Chapters Seven and Eight examine rather different cases of staged security: in the former, Rachel Hall’s analysis focuses on active-shooter drills in US schools. In the latter, Limor Samimian-Darash places the focus on the aesthetics of biosecurity, and the consequences of realising the danger of biosecurity research to the future security of human populations. It is an intriguing idea that the staging or research of threats in order to ensure the future resilience of populations against those threats may in fact introduce new risks to those same populations, and this is a concept I would like to see taken further in future research. By engaging in, and in some cases mandating, active-shooter drills in order to prepare school populations for what they should do in case of a real event, schools themselves become both a stage for trauma and appear as fortresses rather than institutions of learning and safety, especially with the introduction of security equipment and armed guards. In the scientific community, certain lines of research are capable of creating new threats to human health in the course of examination and testing of existing threats. Samimian-Darash discusses the successful aerosolisation of the H5N1 avian influenza in the course of research on the original virus: biosecurity and research laboratories, originally locales of knowledge intended to positively contribute to security, become themselves a risk and undergo an aesthetic transformation as personnel safety protocols become threat-screening and mitigation activities.

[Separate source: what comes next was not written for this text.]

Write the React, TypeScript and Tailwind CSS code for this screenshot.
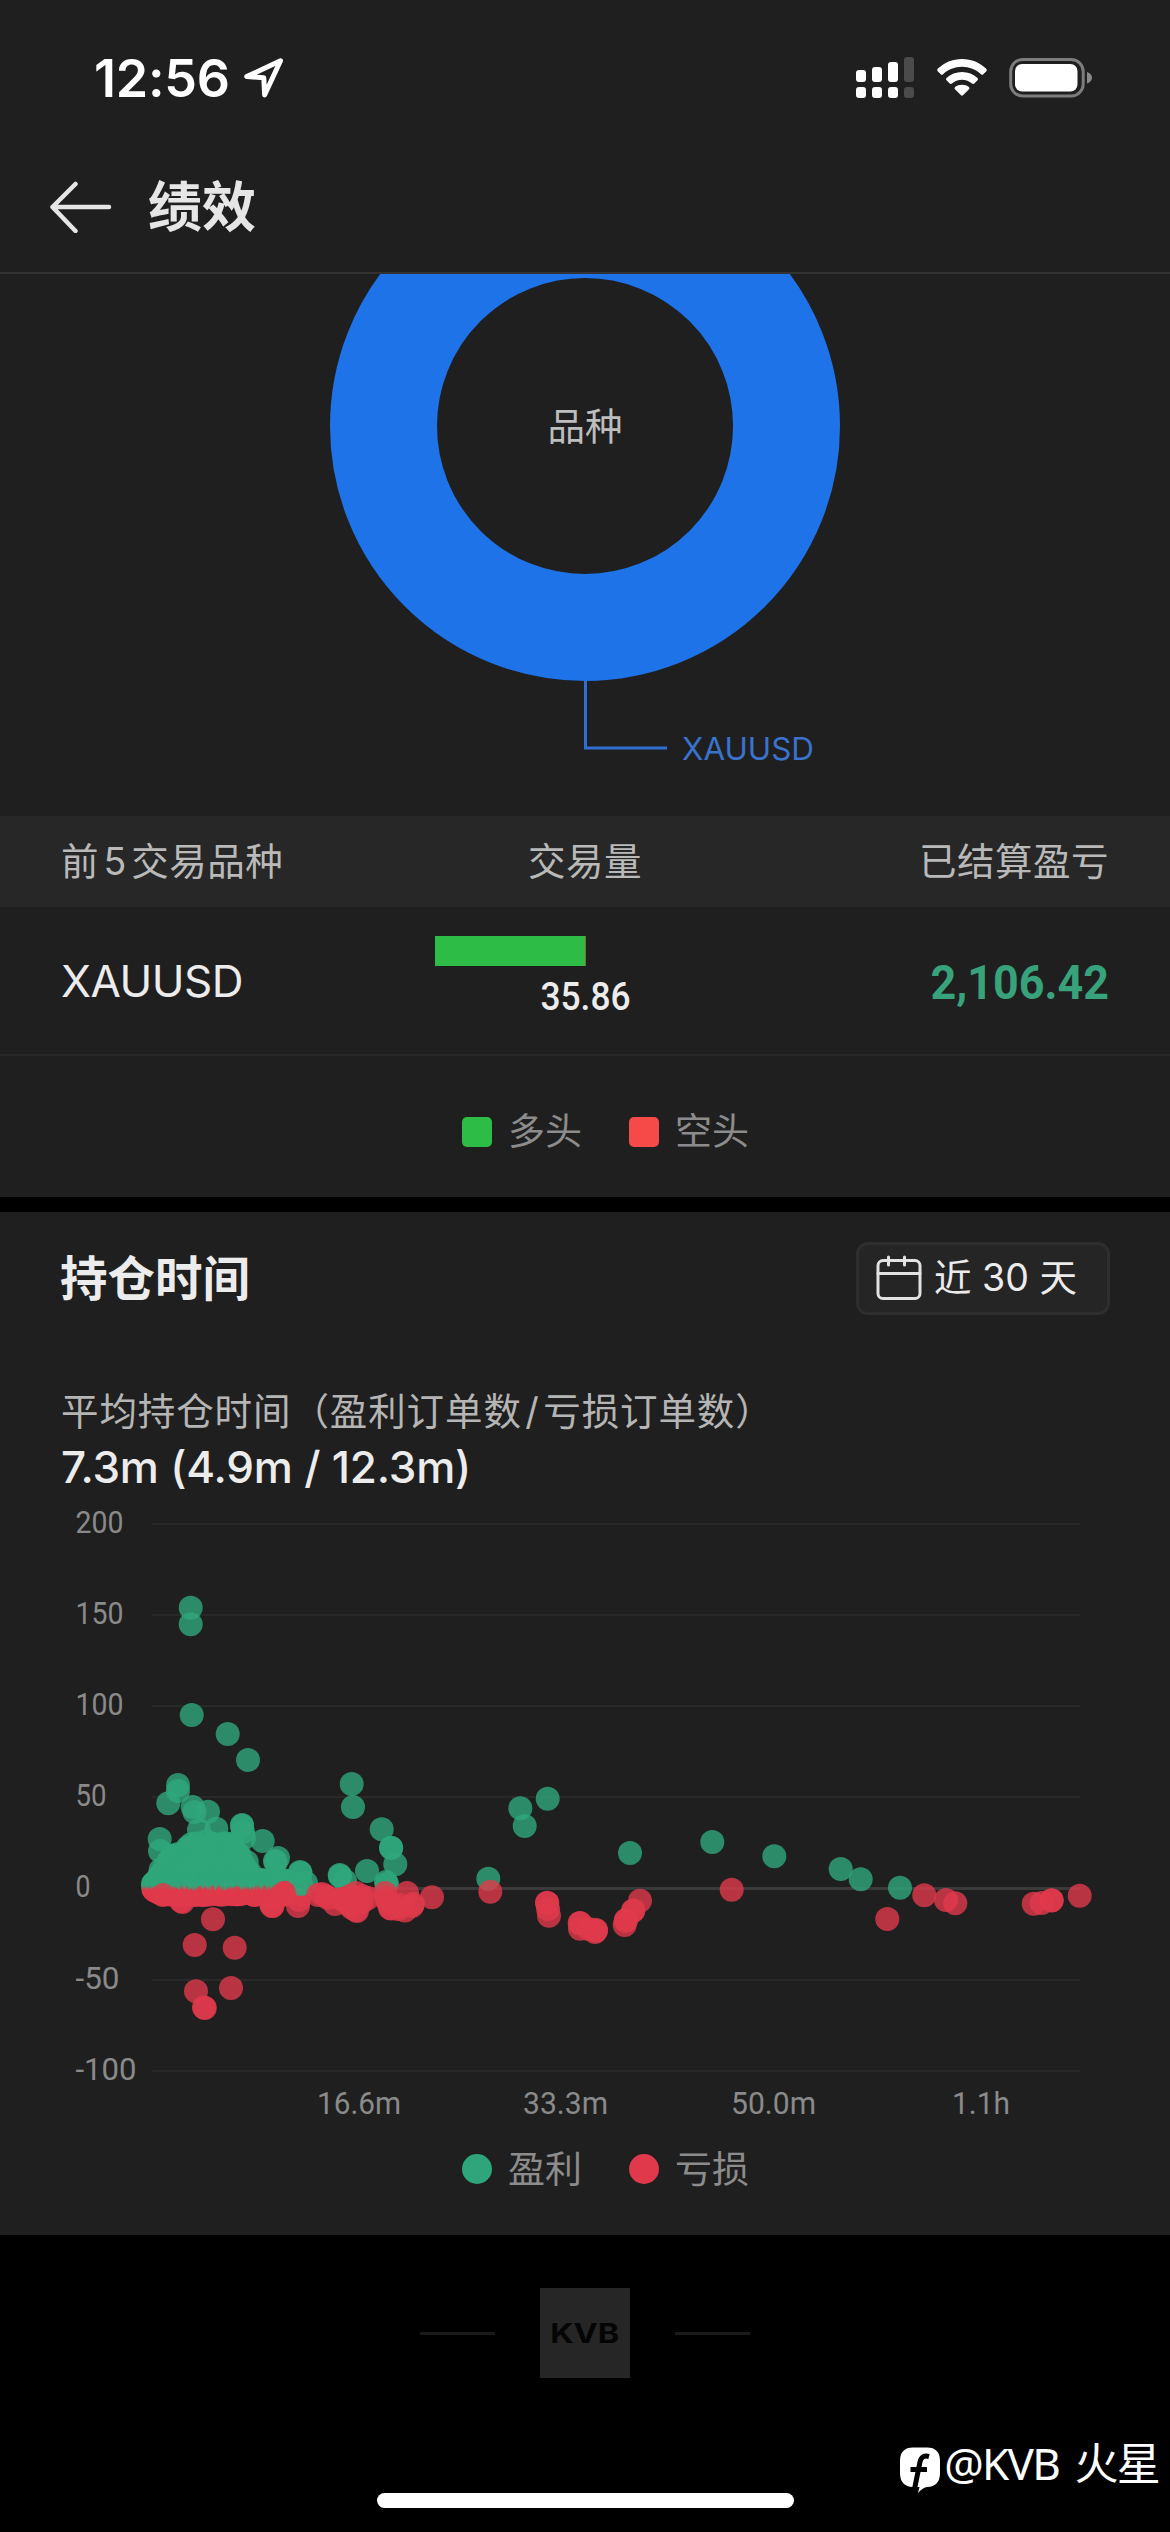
import React from "react";

type Side = "win" | "loss";
type Dot = [x: number, y: number, side: Side];

const COLORS: Record<Side, string> = { win: "#2fa77c", loss: "#e0394b" };

/* Losing trades painted beneath the profitable ones. */
const earlyLosses: [number, number][] = [
  [298, 1906], [299, 1900], [300, 1895],
];

/* Isolated trades, in plot coordinates. */
const wins: [number, number][] = [
  [190.7, 1607.7], [190.7, 1624.3], [191.7, 1715], [227.7, 1734], [248, 1760],
  [178, 1785], [178, 1791], [168.3, 1803.3], [192.7, 1807], [194.5, 1812], [208, 1811.7],
  [351.7, 1784], [353, 1807], [159.7, 1839], [160, 1851], [199, 1830], [216.3, 1828.7],
  [242, 1825], [242, 1826], [244, 1838], [243, 1832], [262.7, 1841], [275, 1861], [275.7, 1862], [278, 1858],
  [246.7, 1862], [300, 1872], [300.5, 1873], [306, 1883], [301, 1884], [339.7, 1875], [340, 1876], [345, 1881],
  [367, 1871], [381.7, 1829.3], [391, 1847.7], [391.2, 1848], [395.3, 1864.3], [386, 1882], [387, 1884],
  [520.3, 1808.3], [524.7, 1826], [547.7, 1798.7], [630, 1853], [712.3, 1842], [774.3, 1856.3],
  [488.3, 1878.7], [840.7, 1869], [860.7, 1879.3], [900, 1887.7],
];

const losses: [number, number][] = [
  [213, 1919.3], [194.7, 1945], [234.7, 1947.7], [196, 1991.3], [231, 1988], [204, 2007.5], [204.8, 2008],
  [163, 1895], [181, 1901], [182.5, 1902], [271, 1904], [272.5, 1906], [272, 1906], [284, 1893],
  [283, 1894], [318, 1895], [322, 1894], [326, 1896], [328, 1898], [335, 1904], [344, 1899], [349, 1905], [352, 1908],
  [357, 1911], [356, 1910], [357, 1902], [362, 1902], [368, 1898], [350, 1896], [356, 1893], [362, 1896], [341, 1899], [385, 1893], [386, 1898],
  [388, 1902], [390, 1908], [391, 1908.5], [405, 1910.5], [398, 1909], [412, 1906], [413, 1904], [400, 1905], [407, 1893], [432, 1897.3],
  [490.3, 1891.7], [547, 1902.7], [547.3, 1903], [548, 1909], [549, 1915.7], [579.7, 1923.3], [580, 1923], [580, 1928.7],
  [589, 1929], [596, 1930], [596, 1930.5], [595, 1932], [624.7, 1925], [625.7, 1920.7], [626, 1920], [633, 1911], [633.3, 1910.5],
  [640, 1900.7], [731.7, 1889.7], [924.3, 1895.3], [946, 1900], [955.3, 1903.3], [887.3, 1919],
  [1033.7, 1903.7], [1041.7, 1903], [1051.7, 1900.3], [1051.5, 1900.5], [1079.7, 1895.7],
];

/* Highest profitable trade by x inside the dense short-holding cluster. */
const ceiling: [number, number][] = [
  [153, 1884], [162, 1866], [174, 1854], [186, 1848], [200, 1834],
  [212, 1838], [228, 1842], [242, 1850], [246, 1868], [264, 1880], [290, 1886],
];

function ceilingAt(x: number) {
  for (let i = 1; i < ceiling.length; i++) {
    const [x1, y1] = ceiling[i];
    const [x0, y0] = ceiling[i - 1];
    if (x <= x1) return y0 + ((y1 - y0) * (x - x0)) / (x1 - x0);
  }
  return 1886;
}

function cluster(): Dot[] {
  let seed = 7;
  const rand = () => {
    seed = (seed * 16807) % 2147483647;
    return seed / 2147483647;
  };
  const out: Dot[] = [];
  for (let x = 153; x < 286; x += 0.55) {
    const top = ceilingAt(x);
    if (x < 250) out.push([x, top + rand() * (1886 - top), "win"]);
    out.push([x + 0.2, 1880 + rand() * 7, "win"]);
    out.push([x + 0.4, 1889 + rand() * Math.min(6, 1 + (x - 153) * 0.5), "loss"]);
  }
  return out;
}

const dots: Dot[] = [
  ...earlyLosses.map(([x, y]): Dot => [x, y, "loss"]),
  ...cluster(),
  ...wins.map(([x, y]): Dot => [x, y, "win"]),
  ...losses.map(([x, y]): Dot => [x, y, "loss"]),
];

const yTicks = [
  { label: "200", w: 48 },
  { label: "150", w: 48 },
  { label: "100", w: 48 },
  { label: "50", w: 31 },
  { label: "0", w: 15 },
  { label: "-50", w: 44 },
  { label: "-100", w: 61 },
];

const xTicks = [
  { label: "16.6m", x: 317, w: 84 },
  { label: "33.3m", x: 523, w: 85 },
  { label: "50.0m", x: 731, w: 85 },
  { label: "1.1h", x: 952, w: 58 },
];

function StatusBar() {
  return (
    <div className="flex h-[156px] items-center pl-[94px] pr-[78px] text-white">
      <span className="pt-[2px] text-[52px] leading-none font-semibold tracking-[-0.2px]">12:56</span>
      <svg className="ml-[12px]" width="44" height="44" viewBox="0 0 44 44" fill="none" stroke="#fff" strokeWidth="5" strokeLinejoin="round">
        <path d="M38.500 4.800 4.800 20.600 L21.800 21.800 L22.600 39 Z" />
      </svg>
      <div className="ml-auto flex items-center">
        <svg width="58" height="42" viewBox="0 0 58 42">
          <g fill="#fff">
            <rect x="0" y="13" width="10" height="12" rx="3" />
            <rect x="16" y="10" width="10" height="15" rx="3" />
            <rect x="32" y="5" width="10" height="20" rx="3" />
            <rect x="0" y="30" width="10" height="11" rx="3" />
            <rect x="16" y="30" width="10" height="11" rx="3" />
            <rect x="32" y="30" width="10" height="11" rx="3" />
          </g>
          <g fill="#4b4b4b">
            <rect x="48" y="0" width="10" height="25" rx="3" />
            <rect x="48" y="30" width="10" height="11" rx="3" />
          </g>
        </svg>
        <svg className="ml-[22px]" width="52" height="40" viewBox="0 0 52 40" fill="#fff">
          <path d="M26 1 C35.500 1 44 4.700 50.300 10.800 Q51.400 12 50.300 13.200 L47.300 16.200 Q46.200 17.200 45 16.200 C40 11.500 33.300 8.700 26 8.700 C18.700 8.700 12 11.500 7 16.200 Q5.800 17.200 4.700 16.200 L1.700 13.200 Q0.600 12 1.700 10.800 C8 4.700 16.500 1 26 1 Z" />
          <path d="M26 14 C32 14 37.400 16.300 41.500 20 Q42.600 21.200 41.500 22.300 L38.300 25.500 Q37.200 26.400 36 25.500 C33.300 23.100 29.800 21.700 26 21.700 C22.200 21.700 18.700 23.100 16 25.500 Q14.800 26.400 13.700 25.500 L10.500 22.300 Q9.400 21.200 10.500 20 C14.600 16.300 20 14 26 14 Z" />
          <path d="M26 26.700 C28.700 26.700 31 27.600 32.900 29 Q34.200 30.200 33 31.300 L27.200 37.100 Q26 38.200 24.800 37.100 L19 31.300 Q17.800 30.200 19.100 29 C21 27.600 23.300 26.700 26 26.700 Z" />
        </svg>
        <svg className="ml-[21px]" width="83" height="40" viewBox="0 0 83 40">
          <rect x="1.700" y="1.500" width="72.500" height="36.500" rx="12" fill="none" stroke="#7c7c7c" strokeWidth="3" />
          <rect x="6" y="6" width="62.500" height="27.500" rx="7" fill="#fff" />
          <path d="M78 14 Q83 16 83 19.700 Q83 23.500 78 25.500 Z" fill="#8b8b8b" />
        </svg>
      </div>
    </div>
  );
}

function LegendItem({ swatch, label }: { swatch: string; label: string }) {
  return (
    <div className="flex items-center gap-[16px]">
      <span className={swatch} />
      <span className="text-[37px] leading-none text-[#8c8c8c]">{label}</span>
    </div>
  );
}

function SymbolDonut() {
  return (
    <svg className="block" width="1170" height="542" viewBox="0 274 1170 542">
      <circle cx="585" cy="426" r="201.500" fill="none" stroke="#1e73e8" strokeWidth="107" />
      <path d="M585.500 680V748H667" fill="none" stroke="#2f6fcf" strokeWidth="3" />
      <text x="585" y="440" textAnchor="middle" fontSize="37.500" fill="#bdbdbd">品种</text>
      <text x="682" y="760" fontSize="31.500" fill="#3a72cc" textLength="132" lengthAdjust="spacingAndGlyphs">XAUUSD</text>
    </svg>
  );
}

function HoldingChart() {
  return (
    <svg className="block" width="1170" height="640" viewBox="0 1498 1170 640">
      {yTicks.map((t, i) => {
        const y = 1524 + i * 91.1;
        return (
          <g key={t.label}>
            <rect x="152" y={Math.round(y - 1)} width="928" height={t.label === "0" ? 3 : 2} fill={t.label === "0" ? "#3a3a3a" : "#292929"} />
            <text x="75.500" y={y + 9} fontFamily="Roboto" fontSize="32" fill="#8a8a8a" textLength={t.w} lengthAdjust="spacingAndGlyphs">
              {t.label}
            </text>
          </g>
        );
      })}
      {xTicks.map((t) => (
        <text key={t.label} x={t.x} y="2114" fontFamily="Roboto" fontSize="32" fill="#8a8a8a" textLength={t.w} lengthAdjust="spacingAndGlyphs">
          {t.label}
        </text>
      ))}
      {dots.map(([x, y, side], i) => (
        <circle key={i} cx={x} cy={y} r="12" fill={COLORS[side]} fillOpacity="0.8" />
      ))}
    </svg>
  );
}

export default function App() {
  return (
    <div className="flex h-[2532px] w-[1170px] flex-col overflow-hidden bg-black font-['Inter','Noto_Sans_CJK_SC',sans-serif]">
      <header className="h-[274px] shrink-0 border-b-2 border-[#333333] bg-[#1f1f1f]">
        <StatusBar />
        <div className="flex h-[102px] items-center pl-[48px]">
          <svg width="64" height="52" viewBox="0 0 64 52" fill="none" stroke="#e6e6e6" strokeWidth="4.500" strokeLinecap="round" strokeLinejoin="round">
            <path d="M27.500 3 4.500 26 27.500 50M4.500 26H61" />
          </svg>
          <h1 className="ml-[36px] pt-[2px] text-[54px] leading-none font-bold text-[#e6e6e6]">绩效</h1>
        </div>
      </header>

      <section className="h-[923px] shrink-0 bg-[#1f1f1f]">
        <SymbolDonut />
        <div className="flex h-[91px] items-center justify-between bg-[#272727] px-[61px] text-[37.5px] leading-none tracking-[0.5px] text-[#b9b9b9]">
          <span className="w-[340px]">
            前<span className="mx-[4.5px]">5</span>交易品种
          </span>
          <span>交易量</span>
          <span className="w-[340px] text-right">已结算盈亏</span>
        </div>
        <div className="flex h-[149px] justify-between border-b-2 border-[#292929] px-[61px]">
          <div className="flex w-[340px] items-center text-[44px] leading-none tracking-[-0.5px] text-[#ececec]">XAUUSD</div>
          <div className="w-[300px] pt-[29px]">
            <div className="h-[30px] w-[151px] border-r border-[#8a6a2c] bg-[#2dbd47]" />
            <div className="mt-[13px] text-center font-['Roboto'] text-[38px] leading-[36px] font-medium text-[#ececec]">
              <span className="inline-block scale-x-[0.93]">35.86</span>
            </div>
          </div>
          <div className="flex w-[340px] items-center justify-end pt-[5px] font-['Roboto'] text-[48px] leading-none font-bold text-[#37a27b]">
            <span className="inline-block origin-right scale-x-[0.935]">2,106.42</span>
          </div>
        </div>
        <div className="flex h-[141px] items-center justify-center gap-[47px] pt-[10px] pl-[41px]">
          <LegendItem swatch="size-[30px] rounded-[5px] bg-[#2dbd47]" label="多头" />
          <LegendItem swatch="size-[30px] rounded-[5px] bg-[#f54a48]" label="空头" />
        </div>
      </section>

      <section className="mt-[15px] h-[1023px] shrink-0 bg-[#1f1f1f]">
        <div className="flex h-[132px] items-center justify-between pl-[60px] pr-[60px]">
          <h2 className="pt-[2px] text-[47.5px] leading-none font-bold text-[#ececec]">持仓时间</h2>
          <button className="flex h-[73px] w-[254px] items-center rounded-[12px] border-3 border-[#2e2e2e] bg-[#252525] pl-[17px] text-[37.5px] leading-none text-[#ececec]">
            <svg width="46" height="46" viewBox="0 0 46 46" fill="none" stroke="#e2e2e2" strokeWidth="3" strokeLinecap="round">
              <rect x="2" y="5.500" width="42" height="38" rx="5" />
              <path d="M2 18.500H44M12.500 2V10M28.500 2V10" />
            </svg>
            <span className="ml-[12px] whitespace-pre">近 30 天</span>
          </button>
        </div>
        <div className="h-[154px] pt-[42px] pl-[61px]">
          <p className="text-[37.5px] leading-[52px] tracking-[0.9px] text-[#b5b5b5]">
            平均持仓时间（盈利订单数<span className="mx-[3.5px]">/</span>亏损订单数）
          </p>
          <p className="mt-[1px] text-[44px] leading-[56px] font-medium tracking-[-0.2px] text-[#ececec]">7.3m (4.9m / 12.3m)</p>
        </div>
        <HoldingChart />
        <div className="flex h-[62px] items-center justify-center gap-[47px] pl-[41px]">
          <LegendItem swatch="size-[30px] rounded-full bg-[#2ea57b]" label="盈利" />
          <LegendItem swatch="size-[30px] rounded-full bg-[#e0394b]" label="亏损" />
        </div>
      </section>

      <footer className="relative flex flex-1 flex-col items-center">
        <div className="mt-[53px] flex items-center gap-[45px]">
          <span className="h-[3px] w-[75px] bg-[#1a1a1a]" />
          <div className="flex size-[90px] items-center justify-center bg-[#262626] text-[27px] leading-none font-bold text-[#050505]">
            <span className="inline-block scale-x-[1.2]">KVB</span>
          </div>
          <span className="h-[3px] w-[75px] bg-[#1a1a1a]" />
        </div>
        <div className="absolute right-[11px] bottom-[33px] flex items-center text-white">
          <svg width="42" height="46" viewBox="0 0 42 46">
            <path d="M14 0.500H28Q41 0.500 41 14V26Q41 39.500 28 40Q24 40.500 19 46L20.500 40H14Q1 39.500 1 26V14Q1 0.500 14 0.500Z" fill="#fff" />
            <path d="M30 9.500Q22.500 7.500 21 15L15.500 42M11.500 22.500H28" fill="none" stroke="#000" strokeWidth="5" />
          </svg>
          <span className="mb-[14px] ml-[3px] font-['Noto_Sans','Noto_Sans_CJK_SC',sans-serif] text-[44px] leading-none tracking-[-1.8px] [word-spacing:6px] whitespace-pre">@KVB 火星</span>
        </div>
        <div className="absolute bottom-[24px] left-[377px] h-[15px] w-[417px] rounded-full bg-white" />
      </footer>
    </div>
  );
}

The final two chapters, by AbdouMaliq Simone and Alejandra Leal Martínez respectively, examine security aesthetics in urban settings, discussing the nature and form of ‘standby’ in Jakarta, Indonesia (the process and aesthetic of nothing being permanent, even ownership of land or residence as everything exists in a perpetual state of searching for the next best deal) and the urban renewal project in Mexico City, Mexico, pushing back against perceived informality in an attempt to increase the perceived security of specific urban areas. In urban areas, everything from the architecture to the street layouts to surveillance technologies and social groups create a certain aesthetic than lends itself to feelings of either security or insecurity; changing one or more of these elements can transform the perception of security and make people feel safer, even if it does not accomplish this in practice.
The development of the concept of security as an aesthetic and sensory experience is an interesting line of research, and the broad sample of cases evaluated in Futureproof was well chosen. This is a reference text I would recommend for security practitioners as well as advanced students and scholars of security and strategic theories. Far from the typical security text, there are philosophical elements and advanced concepts that lend more to a scholar’s eye, but this text will prove educational for anyone with an interest in the staging and portrayal of security.
Note: This review gives the views of the author, and not the position of the LSE Review of Books blog, or of the London School of Economics and Political Science.